------ Given data

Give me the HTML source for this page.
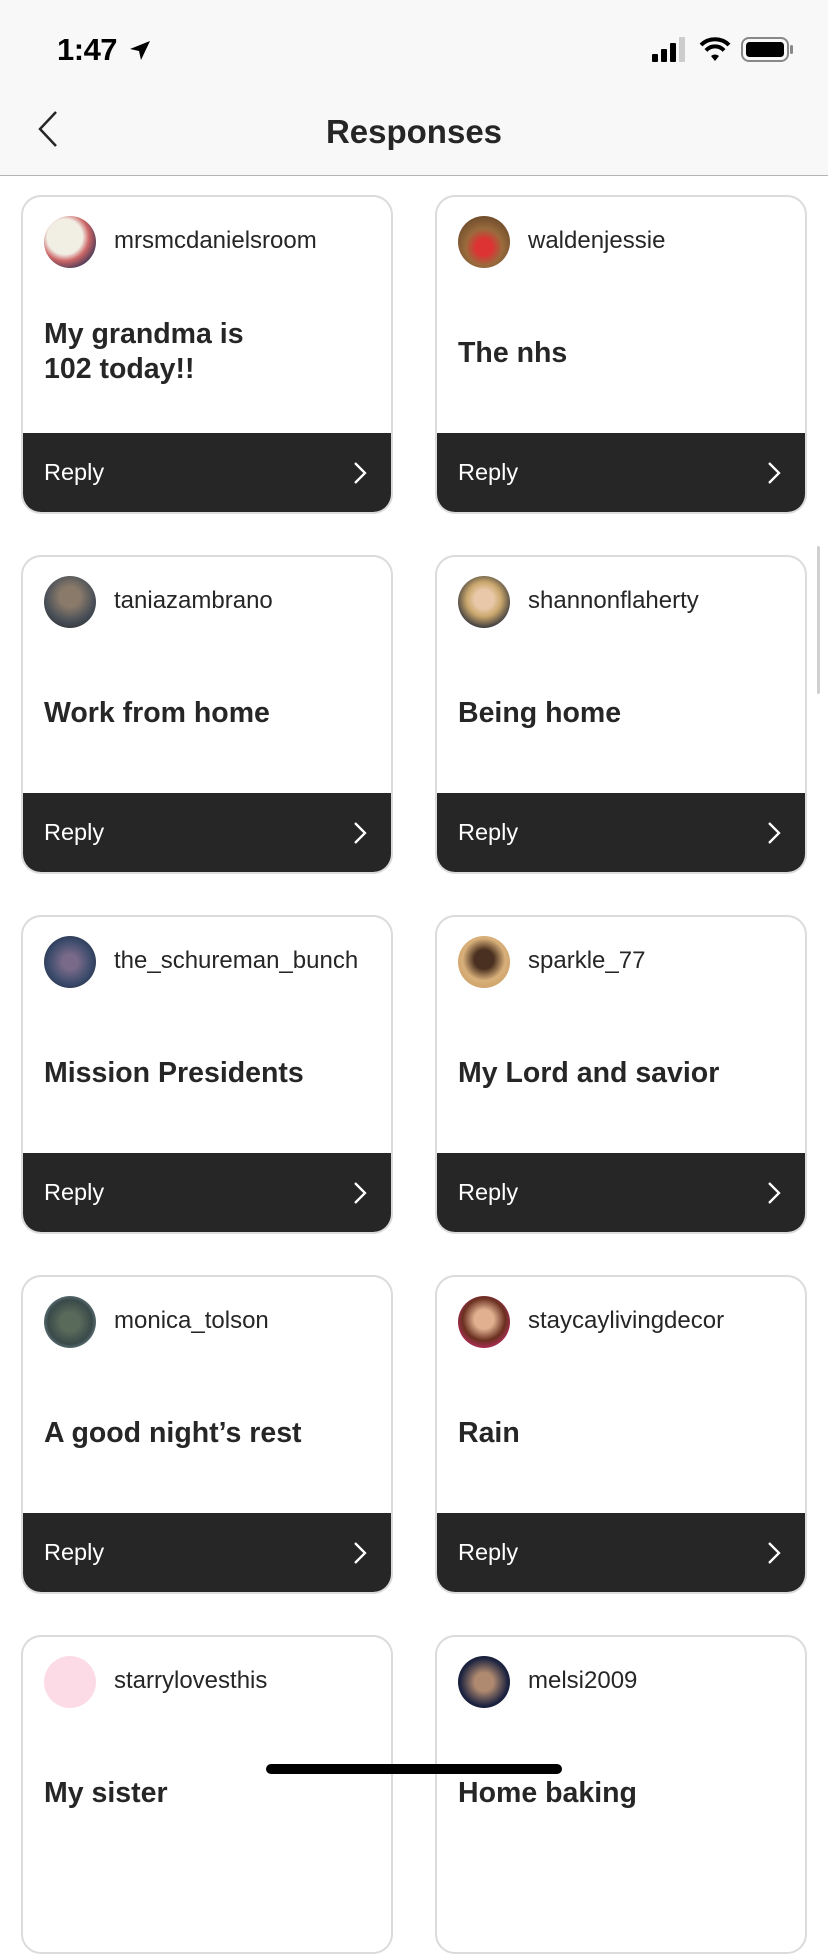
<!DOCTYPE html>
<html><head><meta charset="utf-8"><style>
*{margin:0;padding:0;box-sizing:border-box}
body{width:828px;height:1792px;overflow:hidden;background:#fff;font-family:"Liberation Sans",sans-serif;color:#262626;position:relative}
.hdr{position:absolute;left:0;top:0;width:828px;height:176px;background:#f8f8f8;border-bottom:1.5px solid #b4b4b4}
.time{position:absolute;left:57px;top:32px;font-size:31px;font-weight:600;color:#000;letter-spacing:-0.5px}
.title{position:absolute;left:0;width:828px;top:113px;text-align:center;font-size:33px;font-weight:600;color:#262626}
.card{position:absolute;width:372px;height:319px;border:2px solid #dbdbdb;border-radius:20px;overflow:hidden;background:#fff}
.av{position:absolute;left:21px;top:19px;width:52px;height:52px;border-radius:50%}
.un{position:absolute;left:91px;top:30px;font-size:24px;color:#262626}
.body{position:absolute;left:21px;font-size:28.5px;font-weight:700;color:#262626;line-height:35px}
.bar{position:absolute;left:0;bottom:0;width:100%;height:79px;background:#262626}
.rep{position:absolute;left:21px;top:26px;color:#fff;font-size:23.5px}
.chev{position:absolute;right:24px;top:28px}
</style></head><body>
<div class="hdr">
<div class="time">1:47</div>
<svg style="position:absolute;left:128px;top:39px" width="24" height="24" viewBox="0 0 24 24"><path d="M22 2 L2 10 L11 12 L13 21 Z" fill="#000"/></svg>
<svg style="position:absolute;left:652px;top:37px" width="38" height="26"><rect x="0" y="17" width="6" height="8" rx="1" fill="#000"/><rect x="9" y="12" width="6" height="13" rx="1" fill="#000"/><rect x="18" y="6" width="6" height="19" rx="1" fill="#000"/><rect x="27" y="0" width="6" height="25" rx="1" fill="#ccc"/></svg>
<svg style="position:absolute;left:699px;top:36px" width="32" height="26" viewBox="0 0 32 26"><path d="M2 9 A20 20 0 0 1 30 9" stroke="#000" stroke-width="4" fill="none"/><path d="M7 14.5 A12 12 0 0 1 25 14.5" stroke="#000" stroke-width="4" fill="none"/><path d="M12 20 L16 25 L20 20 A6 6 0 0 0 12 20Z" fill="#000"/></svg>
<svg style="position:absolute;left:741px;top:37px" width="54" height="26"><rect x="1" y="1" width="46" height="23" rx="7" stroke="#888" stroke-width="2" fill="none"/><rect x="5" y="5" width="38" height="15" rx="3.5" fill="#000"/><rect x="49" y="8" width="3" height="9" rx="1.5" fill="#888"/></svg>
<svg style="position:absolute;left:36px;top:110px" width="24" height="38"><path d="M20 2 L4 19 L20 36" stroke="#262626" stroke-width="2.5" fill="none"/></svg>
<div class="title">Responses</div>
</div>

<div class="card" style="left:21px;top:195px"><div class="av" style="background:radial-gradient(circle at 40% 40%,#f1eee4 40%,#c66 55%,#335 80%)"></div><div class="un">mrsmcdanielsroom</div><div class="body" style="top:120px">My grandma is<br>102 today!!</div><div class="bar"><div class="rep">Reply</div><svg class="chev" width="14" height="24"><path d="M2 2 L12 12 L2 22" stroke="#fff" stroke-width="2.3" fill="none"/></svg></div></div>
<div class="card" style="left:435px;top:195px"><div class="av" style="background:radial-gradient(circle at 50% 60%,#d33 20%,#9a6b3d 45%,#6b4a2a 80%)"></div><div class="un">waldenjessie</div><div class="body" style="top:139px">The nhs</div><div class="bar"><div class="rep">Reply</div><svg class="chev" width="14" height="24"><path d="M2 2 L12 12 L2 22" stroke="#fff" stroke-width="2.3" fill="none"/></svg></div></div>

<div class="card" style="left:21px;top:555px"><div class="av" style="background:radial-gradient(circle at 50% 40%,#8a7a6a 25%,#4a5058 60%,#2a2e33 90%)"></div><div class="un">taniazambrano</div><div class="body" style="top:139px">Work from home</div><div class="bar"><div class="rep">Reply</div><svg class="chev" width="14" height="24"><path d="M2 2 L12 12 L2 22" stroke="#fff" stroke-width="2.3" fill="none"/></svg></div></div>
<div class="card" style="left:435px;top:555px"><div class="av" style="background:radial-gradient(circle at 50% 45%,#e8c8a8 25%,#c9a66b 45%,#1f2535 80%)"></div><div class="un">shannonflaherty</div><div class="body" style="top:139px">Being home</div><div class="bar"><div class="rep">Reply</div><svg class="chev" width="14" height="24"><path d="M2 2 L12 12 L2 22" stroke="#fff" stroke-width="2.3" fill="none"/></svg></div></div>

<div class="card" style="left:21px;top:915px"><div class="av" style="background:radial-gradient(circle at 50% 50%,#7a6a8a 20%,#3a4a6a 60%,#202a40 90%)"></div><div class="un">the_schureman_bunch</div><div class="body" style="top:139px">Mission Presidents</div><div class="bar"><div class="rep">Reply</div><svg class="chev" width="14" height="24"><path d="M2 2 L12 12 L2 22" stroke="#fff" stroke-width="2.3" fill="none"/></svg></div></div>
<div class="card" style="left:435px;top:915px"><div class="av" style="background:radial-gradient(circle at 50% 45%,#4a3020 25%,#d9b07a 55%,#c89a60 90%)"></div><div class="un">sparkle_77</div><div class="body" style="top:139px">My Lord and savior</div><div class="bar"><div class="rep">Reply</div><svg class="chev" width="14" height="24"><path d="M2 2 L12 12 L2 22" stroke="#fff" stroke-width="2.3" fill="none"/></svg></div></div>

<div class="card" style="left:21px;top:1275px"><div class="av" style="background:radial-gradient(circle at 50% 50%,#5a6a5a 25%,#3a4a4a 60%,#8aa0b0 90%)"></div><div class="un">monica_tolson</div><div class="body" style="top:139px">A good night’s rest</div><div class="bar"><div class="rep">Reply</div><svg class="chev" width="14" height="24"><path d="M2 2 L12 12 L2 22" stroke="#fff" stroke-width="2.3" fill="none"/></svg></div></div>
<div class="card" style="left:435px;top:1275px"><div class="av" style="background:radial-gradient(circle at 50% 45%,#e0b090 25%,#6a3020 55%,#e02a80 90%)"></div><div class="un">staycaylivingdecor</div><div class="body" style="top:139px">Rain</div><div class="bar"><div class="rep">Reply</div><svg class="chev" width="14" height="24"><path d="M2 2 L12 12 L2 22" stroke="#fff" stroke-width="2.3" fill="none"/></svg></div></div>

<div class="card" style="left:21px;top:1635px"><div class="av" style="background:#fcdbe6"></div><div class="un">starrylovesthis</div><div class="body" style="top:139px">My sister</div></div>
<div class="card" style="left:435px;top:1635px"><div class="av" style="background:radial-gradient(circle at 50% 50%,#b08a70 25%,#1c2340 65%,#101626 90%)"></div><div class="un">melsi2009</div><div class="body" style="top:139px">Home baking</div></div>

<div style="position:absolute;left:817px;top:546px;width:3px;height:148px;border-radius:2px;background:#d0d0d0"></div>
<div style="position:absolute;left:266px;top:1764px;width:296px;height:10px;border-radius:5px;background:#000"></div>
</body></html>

------------

## Task to carry out
Every line of the data should be copied as it stands, without the images.

## Written solution
Give me the HTML source for this page.
<!DOCTYPE html>
<html><head><meta charset="utf-8"><style>
*{margin:0;padding:0;box-sizing:border-box}
body{width:828px;height:1792px;overflow:hidden;background:#fff;font-family:"Liberation Sans",sans-serif;color:#262626;position:relative}
.hdr{position:absolute;left:0;top:0;width:828px;height:176px;background:#f8f8f8;border-bottom:1.5px solid #b4b4b4}
.time{position:absolute;left:57px;top:32px;font-size:31px;font-weight:600;color:#000;letter-spacing:-0.5px}
.title{position:absolute;left:0;width:828px;top:113px;text-align:center;font-size:33px;font-weight:600;color:#262626}
.card{position:absolute;width:372px;height:319px;border:2px solid #dbdbdb;border-radius:20px;overflow:hidden;background:#fff}
.av{position:absolute;left:21px;top:19px;width:52px;height:52px;border-radius:50%}
.un{position:absolute;left:91px;top:30px;font-size:24px;color:#262626}
.body{position:absolute;left:21px;font-size:28.5px;font-weight:700;color:#262626;line-height:35px}
.bar{position:absolute;left:0;bottom:0;width:100%;height:79px;background:#262626}
.rep{position:absolute;left:21px;top:26px;color:#fff;font-size:23.5px}
.chev{position:absolute;right:24px;top:28px}
</style></head><body>
<div class="hdr">
<div class="time">1:47</div>
<svg style="position:absolute;left:128px;top:39px" width="24" height="24" viewBox="0 0 24 24"><path d="M22 2 L2 10 L11 12 L13 21 Z" fill="#000"/></svg>
<svg style="position:absolute;left:652px;top:37px" width="38" height="26"><rect x="0" y="17" width="6" height="8" rx="1" fill="#000"/><rect x="9" y="12" width="6" height="13" rx="1" fill="#000"/><rect x="18" y="6" width="6" height="19" rx="1" fill="#000"/><rect x="27" y="0" width="6" height="25" rx="1" fill="#ccc"/></svg>
<svg style="position:absolute;left:699px;top:36px" width="32" height="26" viewBox="0 0 32 26"><path d="M2 9 A20 20 0 0 1 30 9" stroke="#000" stroke-width="4" fill="none"/><path d="M7 14.5 A12 12 0 0 1 25 14.5" stroke="#000" stroke-width="4" fill="none"/><path d="M12 20 L16 25 L20 20 A6 6 0 0 0 12 20Z" fill="#000"/></svg>
<svg style="position:absolute;left:741px;top:37px" width="54" height="26"><rect x="1" y="1" width="46" height="23" rx="7" stroke="#888" stroke-width="2" fill="none"/><rect x="5" y="5" width="38" height="15" rx="3.5" fill="#000"/><rect x="49" y="8" width="3" height="9" rx="1.5" fill="#888"/></svg>
<svg style="position:absolute;left:36px;top:110px" width="24" height="38"><path d="M20 2 L4 19 L20 36" stroke="#262626" stroke-width="2.5" fill="none"/></svg>
<div class="title">Responses</div>
</div>

<div class="card" style="left:21px;top:195px"><div class="av" style="background:radial-gradient(circle at 40% 40%,#f1eee4 40%,#c66 55%,#335 80%)"></div><div class="un">mrsmcdanielsroom</div><div class="body" style="top:120px">My grandma is<br>102 today!!</div><div class="bar"><div class="rep">Reply</div><svg class="chev" width="14" height="24"><path d="M2 2 L12 12 L2 22" stroke="#fff" stroke-width="2.3" fill="none"/></svg></div></div>
<div class="card" style="left:435px;top:195px"><div class="av" style="background:radial-gradient(circle at 50% 60%,#d33 20%,#9a6b3d 45%,#6b4a2a 80%)"></div><div class="un">waldenjessie</div><div class="body" style="top:139px">The nhs</div><div class="bar"><div class="rep">Reply</div><svg class="chev" width="14" height="24"><path d="M2 2 L12 12 L2 22" stroke="#fff" stroke-width="2.3" fill="none"/></svg></div></div>

<div class="card" style="left:21px;top:555px"><div class="av" style="background:radial-gradient(circle at 50% 40%,#8a7a6a 25%,#4a5058 60%,#2a2e33 90%)"></div><div class="un">taniazambrano</div><div class="body" style="top:139px">Work from home</div><div class="bar"><div class="rep">Reply</div><svg class="chev" width="14" height="24"><path d="M2 2 L12 12 L2 22" stroke="#fff" stroke-width="2.3" fill="none"/></svg></div></div>
<div class="card" style="left:435px;top:555px"><div class="av" style="background:radial-gradient(circle at 50% 45%,#e8c8a8 25%,#c9a66b 45%,#1f2535 80%)"></div><div class="un">shannonflaherty</div><div class="body" style="top:139px">Being home</div><div class="bar"><div class="rep">Reply</div><svg class="chev" width="14" height="24"><path d="M2 2 L12 12 L2 22" stroke="#fff" stroke-width="2.3" fill="none"/></svg></div></div>

<div class="card" style="left:21px;top:915px"><div class="av" style="background:radial-gradient(circle at 50% 50%,#7a6a8a 20%,#3a4a6a 60%,#202a40 90%)"></div><div class="un">the_schureman_bunch</div><div class="body" style="top:139px">Mission Presidents</div><div class="bar"><div class="rep">Reply</div><svg class="chev" width="14" height="24"><path d="M2 2 L12 12 L2 22" stroke="#fff" stroke-width="2.3" fill="none"/></svg></div></div>
<div class="card" style="left:435px;top:915px"><div class="av" style="background:radial-gradient(circle at 50% 45%,#4a3020 25%,#d9b07a 55%,#c89a60 90%)"></div><div class="un">sparkle_77</div><div class="body" style="top:139px">My Lord and savior</div><div class="bar"><div class="rep">Reply</div><svg class="chev" width="14" height="24"><path d="M2 2 L12 12 L2 22" stroke="#fff" stroke-width="2.3" fill="none"/></svg></div></div>

<div class="card" style="left:21px;top:1275px"><div class="av" style="background:radial-gradient(circle at 50% 50%,#5a6a5a 25%,#3a4a4a 60%,#8aa0b0 90%)"></div><div class="un">monica_tolson</div><div class="body" style="top:139px">A good night’s rest</div><div class="bar"><div class="rep">Reply</div><svg class="chev" width="14" height="24"><path d="M2 2 L12 12 L2 22" stroke="#fff" stroke-width="2.3" fill="none"/></svg></div></div>
<div class="card" style="left:435px;top:1275px"><div class="av" style="background:radial-gradient(circle at 50% 45%,#e0b090 25%,#6a3020 55%,#e02a80 90%)"></div><div class="un">staycaylivingdecor</div><div class="body" style="top:139px">Rain</div><div class="bar"><div class="rep">Reply</div><svg class="chev" width="14" height="24"><path d="M2 2 L12 12 L2 22" stroke="#fff" stroke-width="2.3" fill="none"/></svg></div></div>

<div class="card" style="left:21px;top:1635px"><div class="av" style="background:#fcdbe6"></div><div class="un">starrylovesthis</div><div class="body" style="top:139px">My sister</div></div>
<div class="card" style="left:435px;top:1635px"><div class="av" style="background:radial-gradient(circle at 50% 50%,#b08a70 25%,#1c2340 65%,#101626 90%)"></div><div class="un">melsi2009</div><div class="body" style="top:139px">Home baking</div></div>

<div style="position:absolute;left:817px;top:546px;width:3px;height:148px;border-radius:2px;background:#d0d0d0"></div>
<div style="position:absolute;left:266px;top:1764px;width:296px;height:10px;border-radius:5px;background:#000"></div>
</body></html>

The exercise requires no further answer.